Ben and Jerry Stiller

Seinfeld Star, Jerry Stiller, Dies at 92

May 11, 2020

By: Staff Report

Comedy veteran Jerry Stiller, who launched his career opposite wife Anne Meara in the 1950s and reemerged four decades later as the hysterically high-strung Frank Costanza on the smash television show “Seinfeld,” has died. He was 92.

His son, Ben Stiller, announced the death on Twitter on Monday:

Most recently, Jerry Stiller played Arthur on the hit sitcom “King of Queens.” The Arthur character was also high-strung.

Jerry Stiller was a multi-talented performer who appeared in an assortment of movies, playing Walter Matthau’s police sidekick in the thriller “The Taking of Pelham One Two Three” and Divine’s husband, Wilbur Turnblad in John Waters’ twisted comedy “Hairspray.”

He also wrote an autobiography, “Married to Laughter,” about his 50-plus year marriage to soul mate and comedic cohort Meara, who died in 2015. And his myriad television spots included everything from “Murder She Wrote” to “Law and Order” – along with 36 appearances alongside Meara on “The Ed Sullivan Show.”

Ben and Jerry Stiller
NEW YORK, NY – FEBRUARY 11: Actors Ben Stiller and Jerry Stiller arrive at the HELP HAITI – Urban Zen HHRH & The Stiller Foundation Honoring Sean Penn at the Urban Zen Center At Stephan Weiss Studio on February 11, 2011 in New York City. (Photo by Charles Eshelman/FilmMagic)

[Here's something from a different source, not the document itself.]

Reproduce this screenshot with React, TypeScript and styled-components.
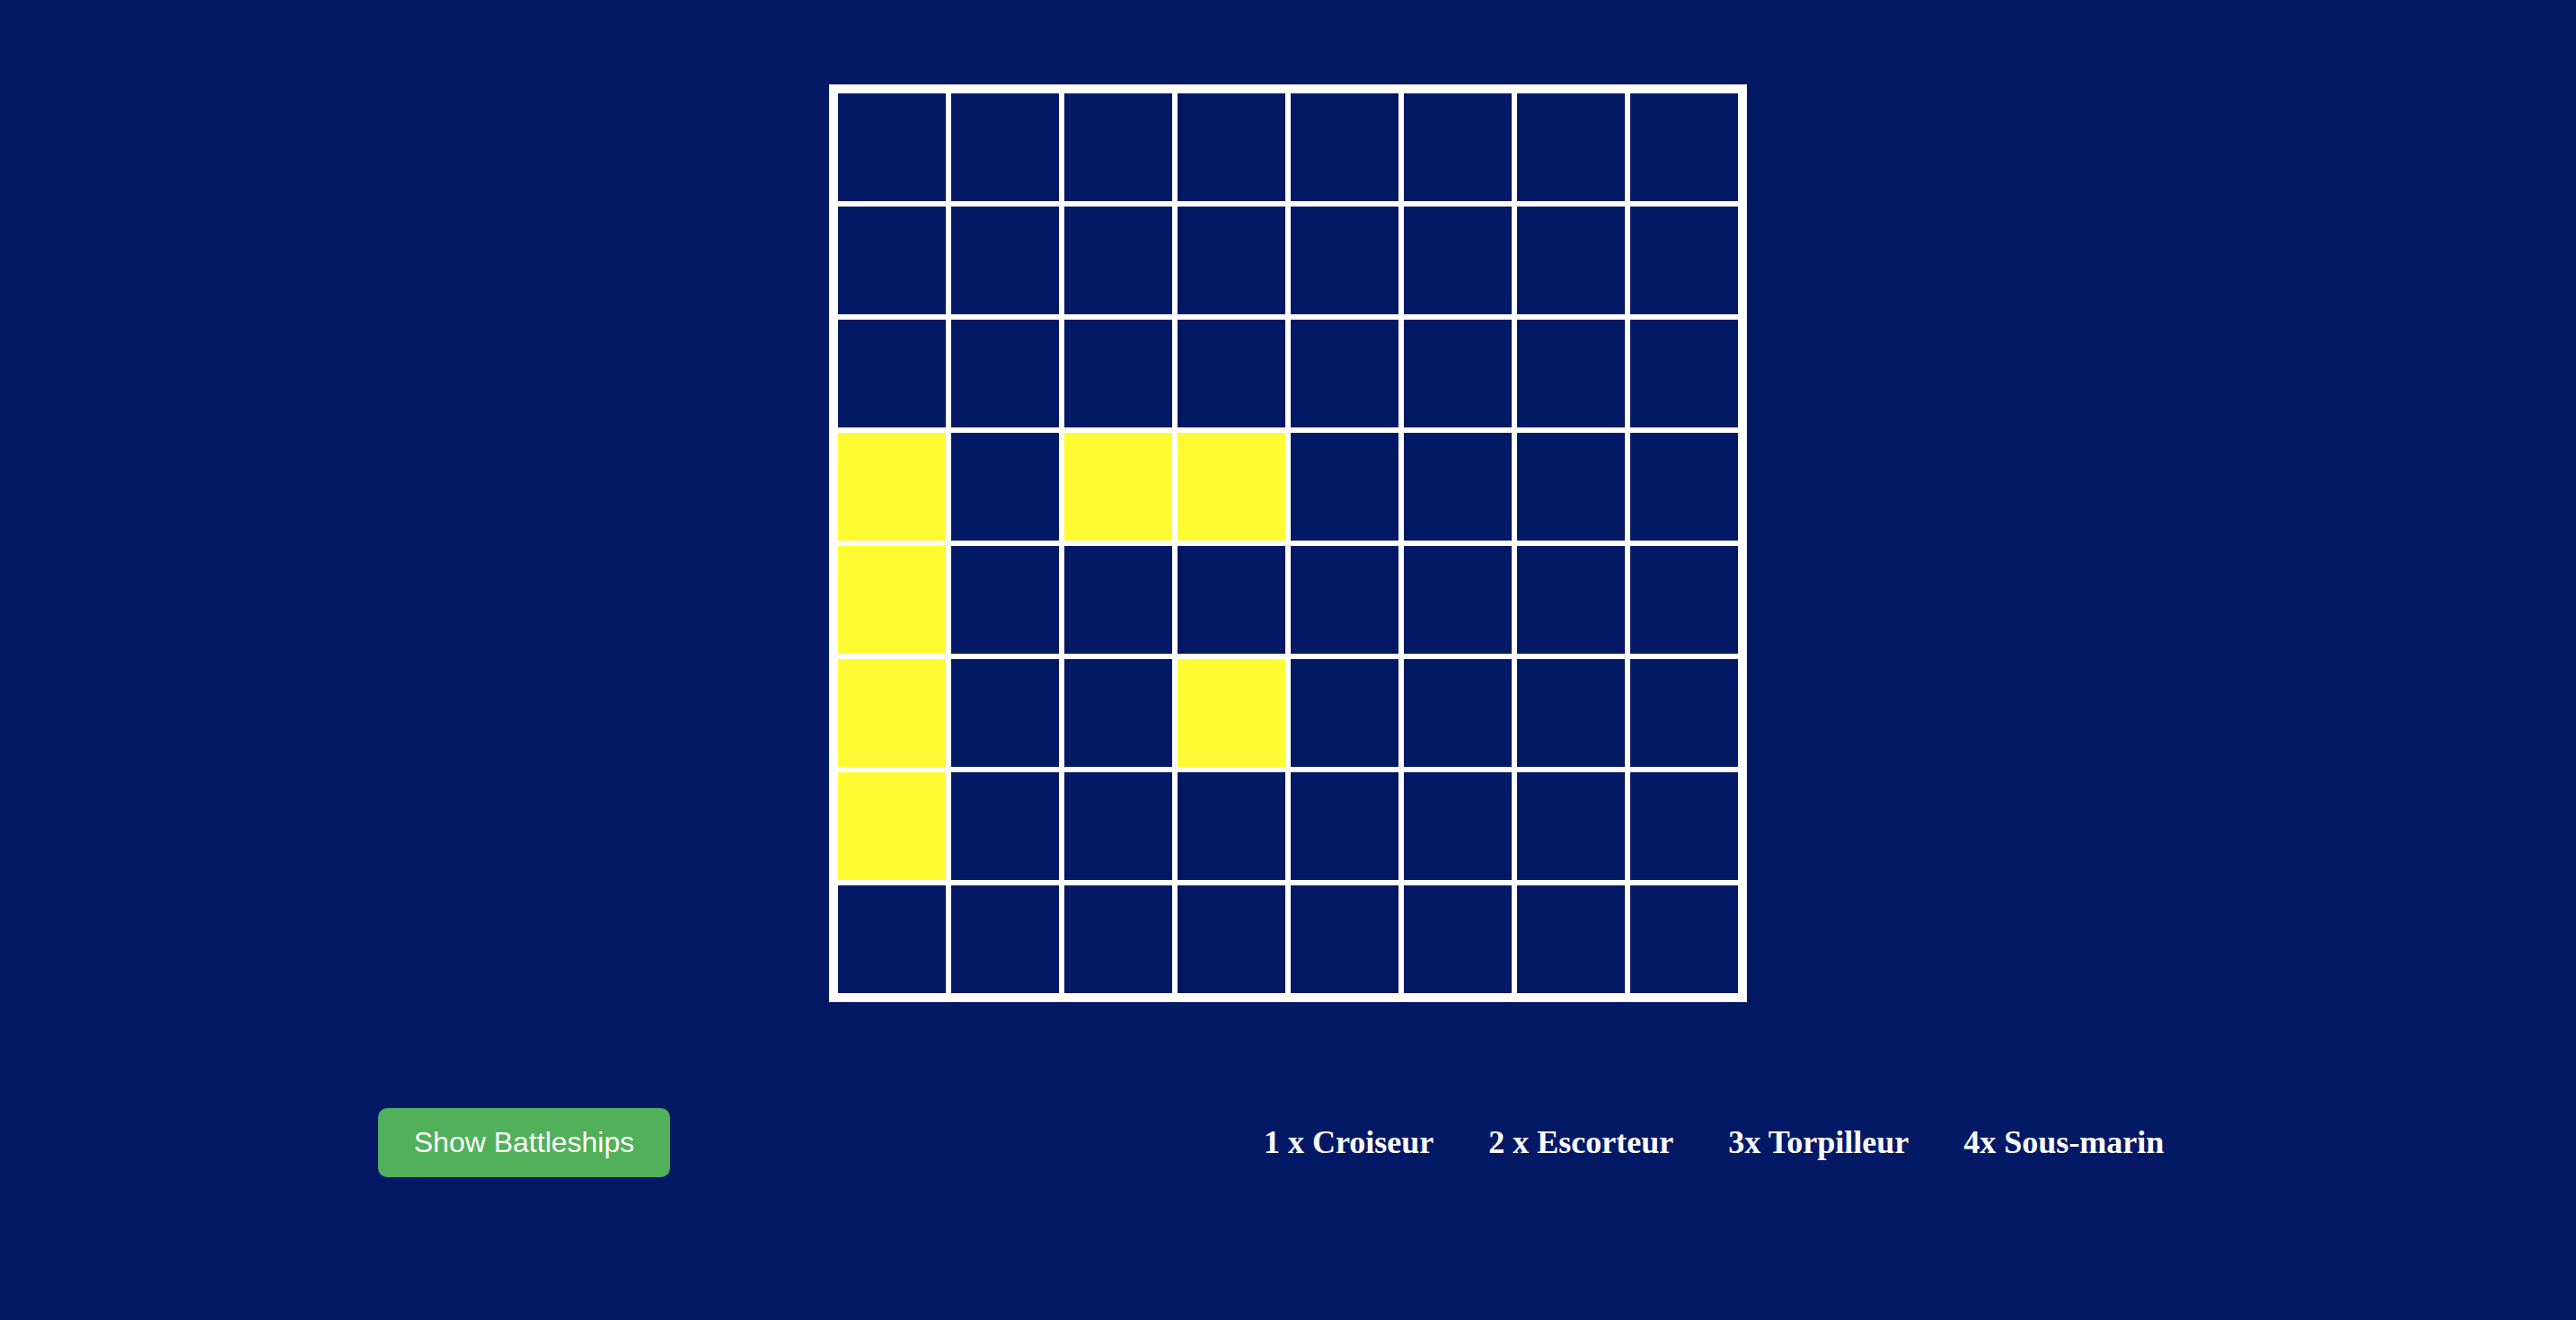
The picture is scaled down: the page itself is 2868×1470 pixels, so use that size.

Stiller, although a supporting player on “Seinfeld,” created some of the Emmy-winning show’s most enduring moments: co-creator and model for the “bro,” a brassiere for men; a Korean War cook who inflicted food poisoning on his entire unit; and an ever-simmering salesman controlling his explosive temper with the shouted mantra, “Serenity now!”